Hughes 22

Development
- Designer: Howard Hughes
- Location: Canada
- Year: 1971
- Builders: Hughes Boatworks North Star Yachts Hullmaster Boats
- Role: Cruiser
- Name: Hughes 22

Boat
- Displacement: 2,200 lb (998 kg)
- Draft: 6.00 ft (1.83 m) with centreboard down

Hull
- Type: monohull
- Construction: fibreglass
- LOA: 22.00 ft (6.71 m)
- LWL: 19.60 ft (5.97 m)
- Beam: 7.58 ft (2.31 m)
- Engine: outboard motor

Hull appendages
- Keel: stub keel and centreboard
- Ballast: 835 lb (379 kg)
- Rudder: transom-mounted rudder

Rig
- Rig type: Bermuda rig
- I foretriangle height: 26.58 ft (8.10 m)
- J foretriangle base: 7.92 ft (2.41 m)
- P mainsail luff: 22.00 ft (6.71 m)
- E mainsail foot: 9.50 ft (2.90 m)

Sails
- Sailplan: masthead sloop
- Mainsail area: 104.50 sq ft (9.708 m^{2})
- Jib/genoa area: 105.26 sq ft (9.779 m^{2})
- Total sail area: 209.76 sq ft (19.487 m^{2})

Racing
- PHRF: 282

= Hughes 22 =

1970s Canadian recreational keelboat

The Hughes 22 is a recreational keelboat that was designed by Howard Hughes, the co-founder of Hughes Boat Works, as a cruiser and first built in 1971.

The design was also sold as the North Star 22 and the Hullmaster 22.

==Production==
The design was initially built by Hughes Boat Works in Canada. When the company was sold to US Steel and the name changed to North Star Yachts, the boat was renamed as the North Star 22. It was later built by Hullmaster Boats, also in Canada, as the Hullmaster 22. It may have also been produced under other names, before production ended.

==Design==
The Hughes 22 is built predominantly of fibreglass, with wooden trim. It has a masthead sloop rig, a raked stem, a plumb transom, a transom-hung rudder controlled by a tiller and a fixed stub keel with a cast itron centreboard. It displaces 2200 lb and carries 835 lb of iron ballast.

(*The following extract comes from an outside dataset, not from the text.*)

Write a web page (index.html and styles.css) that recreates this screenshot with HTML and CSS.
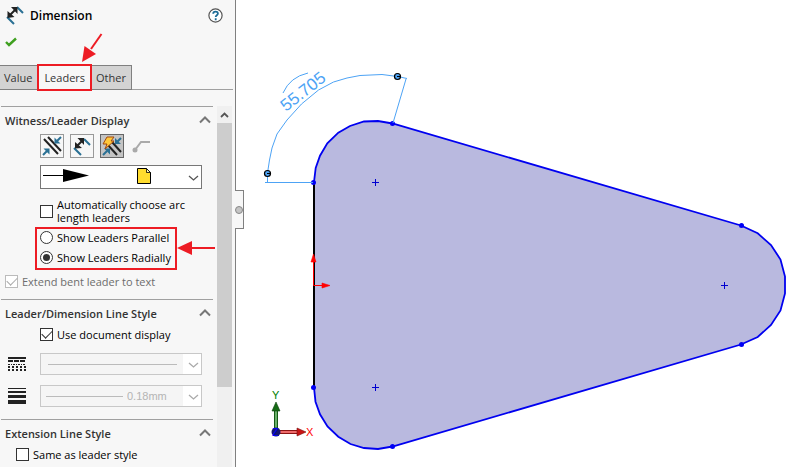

A version of the North Star 22 was also built with a fin keel and a spade-type rudder.

The boat has a draft of 6.00 ft with the centerboard extended and 1.67 ft with it retracted, allowing operation in shallow water, or ground transportation on a trailer.

The boat is normally fitted with a small 3 to 6 hp outboard motor for docking and maneuvering.

The design has sleeping accommodation for five people, with a double "V"-berth in the bow cabin, a straight settee in the main cabin and a drop down dinntte table that coverts to a double berth on the starboard side of the main cabin. The galley is located on the port sideand stows under the cockpit seat. The head is located in the bow cabin on the starboard side under the "V"-berth. Cabin headroom is 60 in.

The design has a PHRF racing average handicap of 282 and a hull speed of 5.9 kn.

==Reception==
In a 2010 review Steve Henkel wrote, "best features: Built for entry-level sailors at a price low enough to attract them, the Hughes 22 has little else to recommend it. Worst features: Of the three comp[etitor]s listed together here [the Seaward 22 and Columbia 22], the Hughes 22 is to our taste the least salty looking, with her mismatched portlights and featureless, slab-sided hull. She lacks a forward hatch, carries a cast iron keel rather than a molded lead one, and her accommodations plan shows a portside berth only 18 inches wide (versus the accepted industry absolute minimum of 21 inches), In addition, her offset cabin sole is inappropriate for a boat this small."